Gorguts is a Canadian death metal band from Sherbrooke, Quebec, formed in 1989. The band has been through many personnel changes since its inception; its only constant member has been guitarist and vocalist Luc Lemay, who remains the primary creative force in the band. To date they have released five full-length albums and one EP. Their most recent release is the EP Pleiades' Dust, released on May 13, 2016. Their latest full-length album Colored Sands was released in 2013 and was nominated for a Juno Award. Musically the band is known for its complex, musically dense form of technical death metal, and has become "one of the most advanced, experimental, and challenging groups in the entire genre."

History

Formation, Considered Dead, and The Erosion of Sanity (1989–1993)
Gorguts was formed in 1989 by Luc Lemay (vocals and guitar), Sylvain Marcoux (guitar), Éric Giguère (bass guitar) and Stephane Provencher (drums); the band name was suggested by one of Provencher's friends. They released their first demo, ...And Then Comes Lividity, in 1990 which led them to be signed to Roadrunner Records. Their first album, Considered Dead, had guest appearances by James Murphy (a guitar solo on "Inoculated Life") and Chris Barnes (backing vocals on "Bodily Corrupted", "Rottenatomy" and "Hematological Allergy").

In 1993, they released their second album The Erosion of Sanity, which was more experimental and technical than Considered Dead. However, this coincided with the decline of death metal's popularity as a genre, and Roadrunner Records subsequently decided to drop the band from their roster. The band ceased performing for five years, with many fans believing that they had broken up.

Obscura, From Wisdom to Hate, MacDonald's death and break-up (1998–2005)
In fact, the writing for the following album had been completed by the end of 1993, but due to a lack of label interest the release of the album was severely delayed. Lemay, the only remaining original member, returned in 1998 on Olympic Recordings with a new line-up consisting of Steeve Hurdle (guitar), Steve Cloutier (bass guitar) and Patrick Robert (drums). Under this lineup they released their third full-length album, Obscura, which has come to be regarded as "one of the most pungently progressive albums ever made, in or out of metal."

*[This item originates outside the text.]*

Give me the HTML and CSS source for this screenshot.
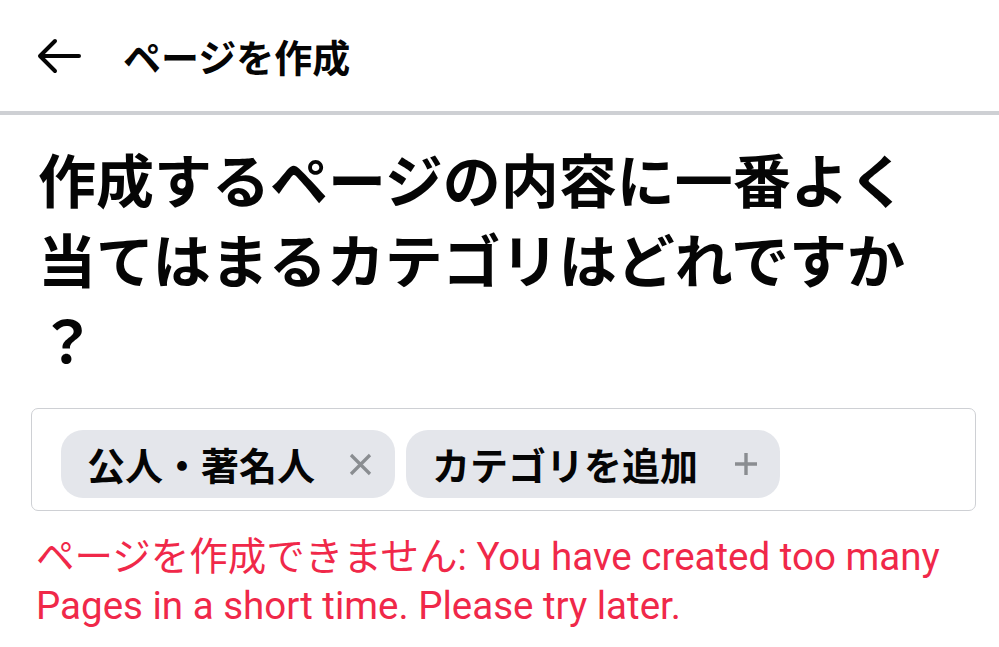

After Obscura, Hurdle left and was replaced by Dan Mongrain of the technical death band Martyr, and Robert was replaced by Steve MacDonald on drums. Gorguts' next album, From Wisdom to Hate, was released in 2001. This album is stylistically a mix between the earlier albums and Obscura. Lemay, the primary songwriter on the album, experimented more with the use of sounds, rather than notes, in riffs, such as the opening riff of the album, on the song "Inverted" which uses a combination of pick-slides, pick tapping and traditional picking.

Steve MacDonald, who had a history of recurrent depression, committed suicide in 2002, which eventually led to the split-up of Gorguts in 2005. In an interview, Lemay said that "When I decided to end the band in 2002 or 2003...after Steve MacDonald passed away, I was done with music and I wanted to devote myself to woodworking full time. I was very happy with all the achievements that the band accomplished so it was all good for me.....no bitterness and no feeling of unfinished business." Lemay moved away from Montreal, "because I was done living there. I wanted to be closer to where I was raised and be closer to nature in a way. After Steve's death I wasn't interested in playing music anymore. I was very content with the musical legacy of the band at that point and I was ready to start a new chapter in my life."

Reformation and Colored Sands (2008–2014)

In 2006, Steeve Hurdle asked Lemay to join Hurdle's band Negativa. Lemay accepted "on the condition that everything would be low key. It was all about having fun playing music for me. After a rehearsal Steeve pointed out that it would be cool to make a new Gorguts record to commemorate Gorguts' 20 years of existence. I was all for it and from that point the idea came to play with John (Longstreth – drums), Kevin (Hufnagel – guitar) and Colin (Marston – bass) and create a new record."

In December 2008, a Gorguts demo track with guitar and programmed drums surfaced online, and Lemay himself confirmed an upcoming reunion with Colin Marston, Kevin Hufnagel and John Longstreth. While the new Gorguts had been performing live and writing new material, Lemay said that the band would not be recording until "late fall" 2010 with a release date some time in 2011; In May 2012, Steeve Hurdle died from post-surgical complications. Legal issues surrounding the band's previous contract to Olympic Records delayed the release of the album. Olympic were taken over by Century Media, and Lemay wanted to renegotiate the band's contract. "They agreed to, but in the end we didn't see eye to eye on things and we mutually agreed it was better to go our separate ways. Dissolving the contract was a very time consuming and complicated legal affair."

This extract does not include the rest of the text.